The Walk: One Small Step, by Rudie Obias
During the first decade of the new millennium, director Robert Zemeckis stopped making live-action movies and started to embrace and experiment with motion capture technology and virtual cameras. With The Polar Express, Beowulf, and A Christmas Carol, he had complete control over every aspect of his movies. Regardless of whether or not it adhered to any spatial logic or real world physics, he could move the camera in every direction he saw fit and place his actors in any position or stance. Unfortunately, his stint with motion capture technology was short-lived because the movies mentioned above were box office failures, so he returned to live-action filmmaking with Flight in 2012. While Zemeckis brought over some of the tricks and techniques he learned while making his “motion capture trilogy” to Flight, he fully realized the marriage between virtual camerawork and live-action with his new film, The Walk.
The Walk follows Philippe Petit (Joseph Gordon-Levitt), a French high-wire artist who dreams of coming to America to walk on a wire across the newly-built World Trade Center during the early 1970s. The film is told through Philippe recounting his dazzling feat on August 7, 1974, as he stands on the torch of a CGI Statue of Liberty.
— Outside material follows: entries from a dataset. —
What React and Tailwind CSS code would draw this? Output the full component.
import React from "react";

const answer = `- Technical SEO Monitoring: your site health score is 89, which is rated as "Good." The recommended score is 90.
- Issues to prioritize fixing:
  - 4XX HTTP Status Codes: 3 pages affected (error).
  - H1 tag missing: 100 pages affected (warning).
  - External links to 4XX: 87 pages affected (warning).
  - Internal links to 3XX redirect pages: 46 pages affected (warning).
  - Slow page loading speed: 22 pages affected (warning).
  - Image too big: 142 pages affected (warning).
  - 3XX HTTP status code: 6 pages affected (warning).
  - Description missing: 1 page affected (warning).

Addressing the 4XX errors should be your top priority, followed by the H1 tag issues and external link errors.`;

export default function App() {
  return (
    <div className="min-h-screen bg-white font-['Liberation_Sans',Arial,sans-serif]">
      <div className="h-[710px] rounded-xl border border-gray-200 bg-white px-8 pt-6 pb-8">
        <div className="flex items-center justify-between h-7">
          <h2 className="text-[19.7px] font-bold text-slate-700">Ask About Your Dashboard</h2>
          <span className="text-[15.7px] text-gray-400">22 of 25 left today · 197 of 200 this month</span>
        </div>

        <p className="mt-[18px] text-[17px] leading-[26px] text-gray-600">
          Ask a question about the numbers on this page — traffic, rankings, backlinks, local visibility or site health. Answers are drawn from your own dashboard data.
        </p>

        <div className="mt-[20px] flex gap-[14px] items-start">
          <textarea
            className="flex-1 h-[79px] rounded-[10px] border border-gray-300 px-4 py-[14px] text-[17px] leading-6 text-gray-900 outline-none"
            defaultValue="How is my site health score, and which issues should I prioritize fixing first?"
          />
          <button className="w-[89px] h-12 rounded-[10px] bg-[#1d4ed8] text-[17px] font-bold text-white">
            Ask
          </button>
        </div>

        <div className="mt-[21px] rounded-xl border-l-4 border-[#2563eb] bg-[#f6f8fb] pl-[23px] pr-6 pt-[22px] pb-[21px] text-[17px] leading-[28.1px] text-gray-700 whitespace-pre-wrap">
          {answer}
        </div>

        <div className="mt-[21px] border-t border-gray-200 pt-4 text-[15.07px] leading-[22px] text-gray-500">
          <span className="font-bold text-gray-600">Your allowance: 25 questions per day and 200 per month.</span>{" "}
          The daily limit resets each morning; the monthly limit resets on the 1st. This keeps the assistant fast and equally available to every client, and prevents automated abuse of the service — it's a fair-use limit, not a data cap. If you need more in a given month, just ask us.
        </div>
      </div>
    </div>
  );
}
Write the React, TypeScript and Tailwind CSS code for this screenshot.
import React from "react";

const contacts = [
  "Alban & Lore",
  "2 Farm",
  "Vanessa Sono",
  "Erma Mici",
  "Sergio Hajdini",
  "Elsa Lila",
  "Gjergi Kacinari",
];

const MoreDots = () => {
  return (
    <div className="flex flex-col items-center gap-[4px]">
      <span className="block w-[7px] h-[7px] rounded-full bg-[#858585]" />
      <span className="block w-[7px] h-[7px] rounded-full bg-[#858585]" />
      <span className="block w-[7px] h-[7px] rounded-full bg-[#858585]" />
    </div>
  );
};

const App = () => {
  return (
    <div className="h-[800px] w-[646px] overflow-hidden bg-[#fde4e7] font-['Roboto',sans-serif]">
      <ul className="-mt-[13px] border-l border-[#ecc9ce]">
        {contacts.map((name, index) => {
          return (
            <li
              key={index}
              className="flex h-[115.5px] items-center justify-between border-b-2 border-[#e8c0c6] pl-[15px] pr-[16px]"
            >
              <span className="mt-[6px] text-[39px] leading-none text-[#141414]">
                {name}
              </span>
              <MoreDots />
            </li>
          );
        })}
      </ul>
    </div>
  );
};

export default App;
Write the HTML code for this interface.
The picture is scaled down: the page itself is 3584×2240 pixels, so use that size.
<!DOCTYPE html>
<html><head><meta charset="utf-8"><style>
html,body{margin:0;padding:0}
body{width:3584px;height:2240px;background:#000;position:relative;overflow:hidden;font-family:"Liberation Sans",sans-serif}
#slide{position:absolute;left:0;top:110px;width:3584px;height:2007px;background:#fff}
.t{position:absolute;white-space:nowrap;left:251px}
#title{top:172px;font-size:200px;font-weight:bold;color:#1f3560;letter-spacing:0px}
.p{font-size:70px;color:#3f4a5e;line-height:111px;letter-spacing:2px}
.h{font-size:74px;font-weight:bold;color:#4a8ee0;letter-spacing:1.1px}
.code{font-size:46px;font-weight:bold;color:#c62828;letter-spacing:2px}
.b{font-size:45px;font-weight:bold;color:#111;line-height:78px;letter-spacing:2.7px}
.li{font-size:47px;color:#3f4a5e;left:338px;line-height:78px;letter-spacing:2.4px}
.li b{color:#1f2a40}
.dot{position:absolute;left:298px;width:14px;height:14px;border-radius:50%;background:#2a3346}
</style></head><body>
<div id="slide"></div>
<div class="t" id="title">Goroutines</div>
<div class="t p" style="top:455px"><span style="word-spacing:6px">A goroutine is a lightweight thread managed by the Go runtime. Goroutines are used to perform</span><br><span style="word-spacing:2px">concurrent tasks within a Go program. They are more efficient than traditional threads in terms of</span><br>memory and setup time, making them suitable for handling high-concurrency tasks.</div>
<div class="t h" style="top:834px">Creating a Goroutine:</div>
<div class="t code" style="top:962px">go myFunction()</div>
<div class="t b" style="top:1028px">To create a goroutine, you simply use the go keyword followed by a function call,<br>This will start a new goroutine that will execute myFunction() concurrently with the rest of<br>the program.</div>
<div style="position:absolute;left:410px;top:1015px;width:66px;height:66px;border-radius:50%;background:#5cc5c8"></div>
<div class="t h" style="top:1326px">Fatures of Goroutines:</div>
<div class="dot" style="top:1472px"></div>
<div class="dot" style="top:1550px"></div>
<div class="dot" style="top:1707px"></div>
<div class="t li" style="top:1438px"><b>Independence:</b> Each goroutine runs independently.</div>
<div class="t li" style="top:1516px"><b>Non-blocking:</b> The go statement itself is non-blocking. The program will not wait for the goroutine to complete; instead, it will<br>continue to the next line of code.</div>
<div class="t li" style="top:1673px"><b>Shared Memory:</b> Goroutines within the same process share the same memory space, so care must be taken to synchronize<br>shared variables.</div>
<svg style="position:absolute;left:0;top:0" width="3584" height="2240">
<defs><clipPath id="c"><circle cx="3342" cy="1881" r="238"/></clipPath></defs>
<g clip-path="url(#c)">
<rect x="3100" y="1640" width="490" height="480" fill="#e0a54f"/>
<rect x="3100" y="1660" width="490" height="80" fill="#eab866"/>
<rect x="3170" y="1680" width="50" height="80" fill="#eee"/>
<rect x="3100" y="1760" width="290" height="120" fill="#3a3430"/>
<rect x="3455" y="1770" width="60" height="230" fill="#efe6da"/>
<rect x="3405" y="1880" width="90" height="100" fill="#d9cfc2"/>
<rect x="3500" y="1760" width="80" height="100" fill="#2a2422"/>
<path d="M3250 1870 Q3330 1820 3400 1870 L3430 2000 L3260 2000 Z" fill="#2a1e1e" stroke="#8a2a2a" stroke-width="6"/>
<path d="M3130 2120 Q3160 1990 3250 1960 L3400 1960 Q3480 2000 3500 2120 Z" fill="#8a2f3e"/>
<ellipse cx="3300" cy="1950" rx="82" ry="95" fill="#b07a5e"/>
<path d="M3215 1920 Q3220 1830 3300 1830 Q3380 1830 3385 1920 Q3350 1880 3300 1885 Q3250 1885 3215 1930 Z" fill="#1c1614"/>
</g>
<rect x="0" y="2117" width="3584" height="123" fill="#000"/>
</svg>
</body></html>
If fact, most of the film’s climax and narrative is completely CGI considering that the Twin Towers of the World Trade Center are no longer part of Manhattan’s skyline. Philippe shares his story directly to the audience with as much flair and showmanship as a high-wire performer.
He tells of how he first fell in love with tightrope walking as a child, his struggles as a street performer in Paris as a teenager, and how he met his mentor Papa Rudy (Ben Kingsley), a circus performer from the Czech Republic. The Walk also recounts how Philippe mets his accomplices in his artistic coup, including his lover Annie Allix (Charlotte Le Bon). The film gives his relationship with Annie short shrift, denying an emotional payoff to their relationship. She’s not really a character in the film, but then again, not many of the other characters are fully fleshed out as this writer would prefer. The film sees all of its characters like Philippe sees his team of accomplices, as a means to an end.
Surprisingly, The Walk resembles the better parts of a heist film rather than your standard biopic. Once Philippe decides to walk across the Twin Towers, he spends three months going undercover to examine every inch of the World Trade Center and how it operates day-to-day. He even recruits an “inside man,” “gadget guy,” and “face” to pull off the daring scheme. Philippe and his team sneak into the North and South Towers under the cover of night and put up a high wire. Once daybreak hits and the city comes alive, he will attempt to walk across from the South to the North Tower.
The climax of The Walk is well worth the price of admission (for the love of God, watch The Walk in 3D!!*). Robert Zemeckis shoots The Walk in such a way that conveys so much depth and suspense while Petit attempts to walk from tower to tower. The last 20 minutes of The Walk is heartstopping and nerve-wracking, as it feels as you are with Philippe every step of the way.
From the opening moments of The Walk, you can get a clear impression that Robert Zemeckis has a firm grasp on every facet of the film from the wonderful performances to the exact way the camera moves through space. It’s a dizzying movie that is very crowd pleasing and intense. The Walk is also a glimpse into what the World Trade Center meant to New Yorkers and how it was a rallying point to bring people together in good times and bad. It’s also a stark reminder that you have to be a little crazy and insane to follow your dreams. I know, it sounds very cheesy, but then again, so is The Walk.
*A minor note: I don’t think watching the movie in IMAX is necessary. It wasn’t shot with the giant format and I found myself just waiting for the picture to get bigger once Petit stepped on the high wire, but slightly disappointed when the aspect ratio didn’t open up to reveal more of the dizzying sky above New York City.